Skip the images and return the records below exactly.

*** DATASET RECORDS

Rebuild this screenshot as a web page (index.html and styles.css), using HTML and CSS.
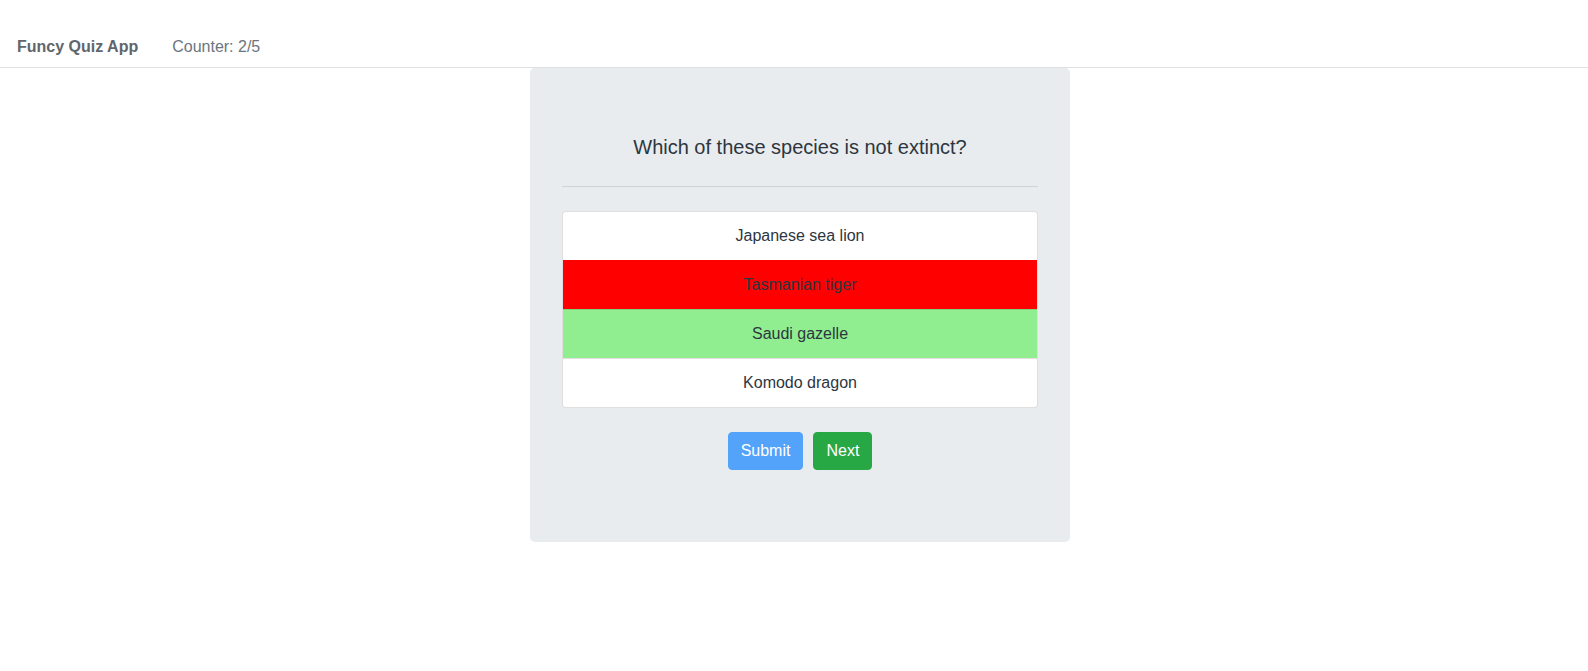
FILE: index.html
```html
<!DOCTYPE html>
<html lang="en">
<head>
<meta charset="utf-8">
<title>Funcy Quiz App</title>
<link rel="stylesheet" href="styles.css">
</head>
<body>
  <nav class="navbar">
    <span class="brand">Funcy Quiz App</span>
    <span class="counter">Counter: 2/5</span>
  </nav>
  <main class="page">
    <section class="jumbotron">
      <p class="question">Which of these species is not extinct?</p>
      <hr class="divider">
      <ul class="answers">
        <li class="answer">Japanese sea lion</li>
        <li class="answer answer-wrong">Tasmanian tiger</li>
        <li class="answer answer-right">Saudi gazelle</li>
        <li class="answer">Komodo dragon</li>
      </ul>
      <div class="actions">
        <button class="btn btn-submit" disabled>Submit</button>
        <button class="btn btn-next">Next</button>
      </div>
    </section>
  </main>
</body>
</html>
```
FILE: styles.css
```css
* { box-sizing: border-box; }

html, body {
  margin: 0;
  padding: 0;
  background: #fff;
  font-family: "Liberation Sans", Arial, sans-serif;
  font-size: 16px;
  line-height: 1.5;
  color: #212529;
}

.navbar {
  display: flex;
  align-items: center;
  height: 68px;
  padding: 35px 16px 8px 17px;
  border-bottom: 1px solid #dfe1e3;
}

.brand {
  font-weight: bold;
  color: #60666c;
  margin-right: 34px;
}

.counter {
  color: #6c757d;
}

.page {
  display: flex;
  justify-content: center;
  padding-left: 12px;
}

.jumbotron {
  width: 540px;
  background: #e9ecef;
  border-radius: 4.8px;
  padding: 64px 32px 72px 32px;
}

.question {
  margin: 0;
  font-size: 20px;
  line-height: 30px;
  text-align: center;
  color: #2d3640;
}

.divider {
  margin: 24px 0;
  border: 0;
  border-top: 1px solid rgba(0, 0, 0, 0.1);
  height: 0;
}

.answers {
  list-style: none;
  margin: 0;
  padding: 0;
  border: 1px solid rgba(0, 0, 0, 0.125);
  border-radius: 4px;
  overflow: hidden;
  background: #fff;
}

.answer {
  padding: 12px 20px;
  text-align: center;
  line-height: 24px;
  color: #2d3640;
  border-top: 1px solid rgba(0, 0, 0, 0.125);
}

.answer:first-child {
  border-top: 0;
}

.answer-wrong {
  background: #ff0000;
  border-top-color: #ff0000;
}

.answer-right {
  background: #90ee90;
  border-top-color: #7fd47f;
}

.actions {
  display: flex;
  justify-content: center;
  gap: 10px;
  margin-top: 24px;
}

.btn {
  font-family: inherit;
  font-size: 16px;
  line-height: 24px;
  padding: 6px 12px;
  border: 1px solid transparent;
  border-radius: 4px;
  color: #fff;
  cursor: pointer;
}

.btn-submit {
  background: #53a3fa;
  border-color: #53a3fa;
  cursor: default;
}

.btn-next {
  background: #28a745;
  border-color: #28a745;
}
```
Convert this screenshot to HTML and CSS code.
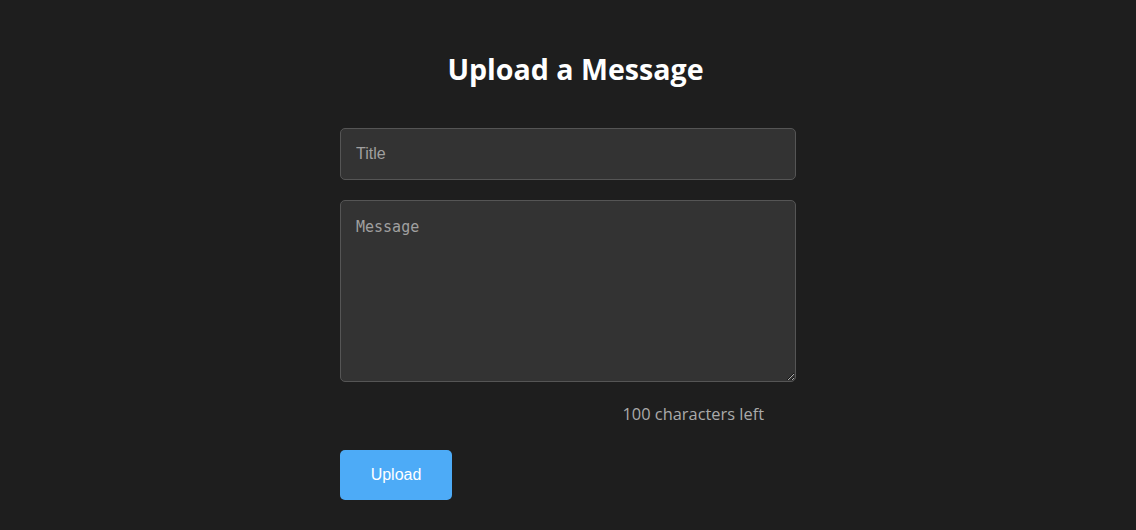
FILE: index.html
```html
<!DOCTYPE html>
<html>
<head>
<meta charset="utf-8">
<link rel="stylesheet" href="styles.css">
</head>
<body>
<main class="page">
  <h1 class="heading">Upload a Message</h1>
  <form class="form">
    <input class="field" type="text" placeholder="Title">
    <textarea class="area" placeholder="Message"></textarea>
    <div class="counter">100 characters left</div>
    <button class="btn" type="button">Upload</button>
  </form>
</main>
</body>
</html>
```
FILE: styles.css
```css
html, body {
  margin: 0;
  background: #1e1e1e;
}
.page {
  width: 456px;
  margin: 0 auto;
  padding-top: 50px;
  display: flex;
  flex-direction: column;
}
.heading {
  margin: 0 0 40px;
  padding-left: 15px;
  font-family: "Open Sans", sans-serif;
  font-weight: 700;
  font-size: 28.6px;
  line-height: 38px;
  color: #ffffff;
  text-align: center;
}
.form {
  display: flex;
  flex-direction: column;
}
.field {
  box-sizing: border-box;
  height: 52px;
  padding: 0 15px;
  border: 1px solid #555;
  border-radius: 5px;
  background: #333;
  color: #ddd;
  font-family: "Liberation Sans", Arial, sans-serif;
  font-size: 16px;
  outline: none;
}
.field::placeholder { color: #a0a0a0; }
.area {
  box-sizing: border-box;
  margin-top: 20px;
  height: 182px;
  padding: 17px 15px 15px;
  border: 1px solid #555;
  border-radius: 5px;
  background: #333;
  color: #ddd;
  font-family: "DejaVu Sans Mono", monospace;
  font-size: 15px;
  outline: none;
  resize: vertical;
}
.area::placeholder { color: #a0a0a0; }
.counter {
  margin-top: 21px;
  padding-right: 32px;
  text-align: right;
  font-family: "Open Sans", sans-serif;
  font-size: 16.4px;
  line-height: 22px;
  color: #aaaaaa;
}
.btn {
  margin-top: 25px;
  align-self: flex-start;
  width: 112px;
  height: 50px;
  border: none;
  border-radius: 5px;
  background: #4dabf7;
  color: #fff;
  font-family: "Liberation Sans", Arial, sans-serif;
  font-size: 16px;
}
```
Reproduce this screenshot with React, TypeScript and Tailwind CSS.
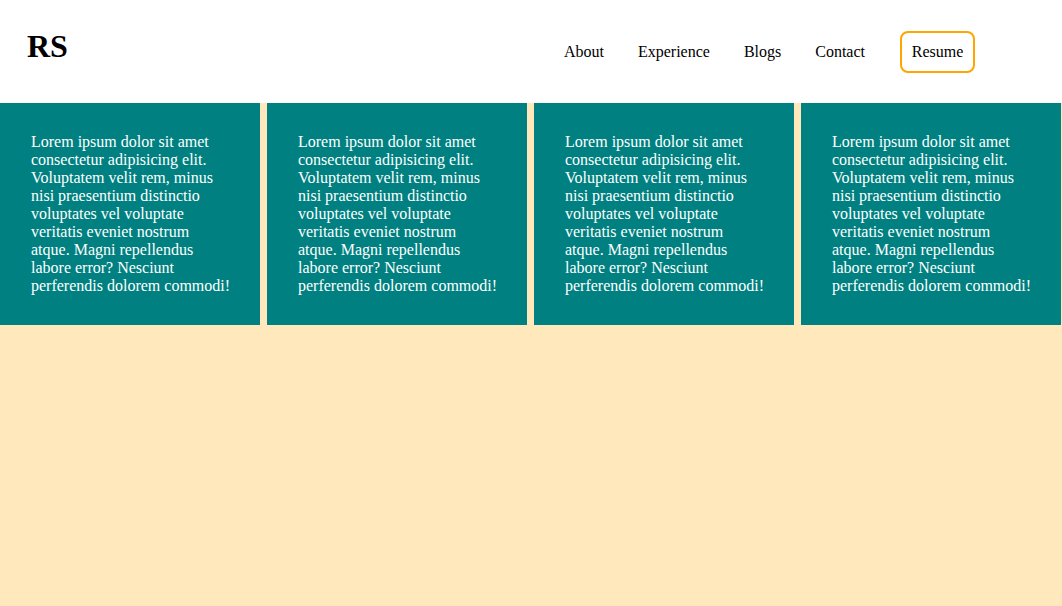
import React from 'react';

const lorem =
  'Lorem ipsum dolor sit amet consectetur adipisicing elit. Voluptatem velit rem, minus nisi praesentium distinctio voluptates vel voluptate veritatis eveniet nostrum atque. Magni repellendus labore error? Nesciunt perferendis dolorem commodi!';

const links = ['About', 'Experience', 'Blogs', 'Contact'];

export default function App() {
  return (
    <div className="min-h-[606px] bg-[#ffe8bc] font-['Liberation_Serif',serif] text-black">
      <header className="flex h-[103px] items-center bg-white pl-[27px] pr-[87px]">
        <h1 className="-mt-[12px] text-[32px] font-bold leading-none">RS</h1>
        <nav className="ml-auto flex items-center gap-[34px] text-[16px]">
          {links.map((l) => (
            <a key={l} href="#" className="leading-none">
              {l}
            </a>
          ))}
          <button className="ml-[1px] h-[42px] w-[75px] rounded-[8px] border-2 border-[#ffa500] text-[16px]">
            Resume
          </button>
        </nav>
      </header>
      <div className="flex gap-[7px]">
        {[0, 1, 2, 3].map((i) => (
          <div key={i} className="w-[260px] shrink-0 bg-[#008080] py-[30px] pl-[31px] pr-[29px] text-[16px] leading-[18px] text-white">
            <p>{lorem}</p>
          </div>
        ))}
      </div>
    </div>
  );
}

******

## [WRITTEN RESPONSE]
Rebuild this screenshot as a web page (index.html and styles.css), using HTML and CSS.
FILE: index.html
```html
<!DOCTYPE html>
<html lang="en">
<head>
<meta charset="utf-8">
<title>Funcy Quiz App</title>
<link rel="stylesheet" href="styles.css">
</head>
<body>
  <nav class="navbar">
    <span class="brand">Funcy Quiz App</span>
    <span class="counter">Counter: 2/5</span>
  </nav>
  <main class="page">
    <section class="jumbotron">
      <p class="question">Which of these species is not extinct?</p>
      <hr class="divider">
      <ul class="answers">
        <li class="answer">Japanese sea lion</li>
        <li class="answer answer-wrong">Tasmanian tiger</li>
        <li class="answer answer-right">Saudi gazelle</li>
        <li class="answer">Komodo dragon</li>
      </ul>
      <div class="actions">
        <button class="btn btn-submit" disabled>Submit</button>
        <button class="btn btn-next">Next</button>
      </div>
    </section>
  </main>
</body>
</html>
```
FILE: styles.css
```css
* { box-sizing: border-box; }

html, body {
  margin: 0;
  padding: 0;
  background: #fff;
  font-family: "Liberation Sans", Arial, sans-serif;
  font-size: 16px;
  line-height: 1.5;
  color: #212529;
}

.navbar {
  display: flex;
  align-items: center;
  height: 68px;
  padding: 35px 16px 8px 17px;
  border-bottom: 1px solid #dfe1e3;
}

.brand {
  font-weight: bold;
  color: #60666c;
  margin-right: 34px;
}

.counter {
  color: #6c757d;
}

.page {
  display: flex;
  justify-content: center;
  padding-left: 12px;
}

.jumbotron {
  width: 540px;
  background: #e9ecef;
  border-radius: 4.8px;
  padding: 64px 32px 72px 32px;
}

.question {
  margin: 0;
  font-size: 20px;
  line-height: 30px;
  text-align: center;
  color: #2d3640;
}

.divider {
  margin: 24px 0;
  border: 0;
  border-top: 1px solid rgba(0, 0, 0, 0.1);
  height: 0;
}

.answers {
  list-style: none;
  margin: 0;
  padding: 0;
  border: 1px solid rgba(0, 0, 0, 0.125);
  border-radius: 4px;
  overflow: hidden;
  background: #fff;
}

.answer {
  padding: 12px 20px;
  text-align: center;
  line-height: 24px;
  color: #2d3640;
  border-top: 1px solid rgba(0, 0, 0, 0.125);
}

.answer:first-child {
  border-top: 0;
}

.answer-wrong {
  background: #ff0000;
  border-top-color: #ff0000;
}

.answer-right {
  background: #90ee90;
  border-top-color: #7fd47f;
}

.actions {
  display: flex;
  justify-content: center;
  gap: 10px;
  margin-top: 24px;
}

.btn {
  font-family: inherit;
  font-size: 16px;
  line-height: 24px;
  padding: 6px 12px;
  border: 1px solid transparent;
  border-radius: 4px;
  color: #fff;
  cursor: pointer;
}

.btn-submit {
  background: #53a3fa;
  border-color: #53a3fa;
  cursor: default;
}

.btn-next {
  background: #28a745;
  border-color: #28a745;
}
```
Convert this screenshot to HTML and CSS code.
FILE: index.html
```html
<!DOCTYPE html>
<html>
<head>
<meta charset="utf-8">
<link rel="stylesheet" href="styles.css">
</head>
<body>
<main class="page">
  <h1 class="heading">Upload a Message</h1>
  <form class="form">
    <input class="field" type="text" placeholder="Title">
    <textarea class="area" placeholder="Message"></textarea>
    <div class="counter">100 characters left</div>
    <button class="btn" type="button">Upload</button>
  </form>
</main>
</body>
</html>
```
FILE: styles.css
```css
html, body {
  margin: 0;
  background: #1e1e1e;
}
.page {
  width: 456px;
  margin: 0 auto;
  padding-top: 50px;
  display: flex;
  flex-direction: column;
}
.heading {
  margin: 0 0 40px;
  padding-left: 15px;
  font-family: "Open Sans", sans-serif;
  font-weight: 700;
  font-size: 28.6px;
  line-height: 38px;
  color: #ffffff;
  text-align: center;
}
.form {
  display: flex;
  flex-direction: column;
}
.field {
  box-sizing: border-box;
  height: 52px;
  padding: 0 15px;
  border: 1px solid #555;
  border-radius: 5px;
  background: #333;
  color: #ddd;
  font-family: "Liberation Sans", Arial, sans-serif;
  font-size: 16px;
  outline: none;
}
.field::placeholder { color: #a0a0a0; }
.area {
  box-sizing: border-box;
  margin-top: 20px;
  height: 182px;
  padding: 17px 15px 15px;
  border: 1px solid #555;
  border-radius: 5px;
  background: #333;
  color: #ddd;
  font-family: "DejaVu Sans Mono", monospace;
  font-size: 15px;
  outline: none;
  resize: vertical;
}
.area::placeholder { color: #a0a0a0; }
.counter {
  margin-top: 21px;
  padding-right: 32px;
  text-align: right;
  font-family: "Open Sans", sans-serif;
  font-size: 16.4px;
  line-height: 22px;
  color: #aaaaaa;
}
.btn {
  margin-top: 25px;
  align-self: flex-start;
  width: 112px;
  height: 50px;
  border: none;
  border-radius: 5px;
  background: #4dabf7;
  color: #fff;
  font-family: "Liberation Sans", Arial, sans-serif;
  font-size: 16px;
}
```
Reproduce this screenshot with React, TypeScript and Tailwind CSS.
import React from 'react';

const lorem =
  'Lorem ipsum dolor sit amet consectetur adipisicing elit. Voluptatem velit rem, minus nisi praesentium distinctio voluptates vel voluptate veritatis eveniet nostrum atque. Magni repellendus labore error? Nesciunt perferendis dolorem commodi!';

const links = ['About', 'Experience', 'Blogs', 'Contact'];

export default function App() {
  return (
    <div className="min-h-[606px] bg-[#ffe8bc] font-['Liberation_Serif',serif] text-black">
      <header className="flex h-[103px] items-center bg-white pl-[27px] pr-[87px]">
        <h1 className="-mt-[12px] text-[32px] font-bold leading-none">RS</h1>
        <nav className="ml-auto flex items-center gap-[34px] text-[16px]">
          {links.map((l) => (
            <a key={l} href="#" className="leading-none">
              {l}
            </a>
          ))}
          <button className="ml-[1px] h-[42px] w-[75px] rounded-[8px] border-2 border-[#ffa500] text-[16px]">
            Resume
          </button>
        </nav>
      </header>
      <div className="flex gap-[7px]">
        {[0, 1, 2, 3].map((i) => (
          <div key={i} className="w-[260px] shrink-0 bg-[#008080] py-[30px] pl-[31px] pr-[29px] text-[16px] leading-[18px] text-white">
            <p>{lorem}</p>
          </div>
        ))}
      </div>
    </div>
  );
}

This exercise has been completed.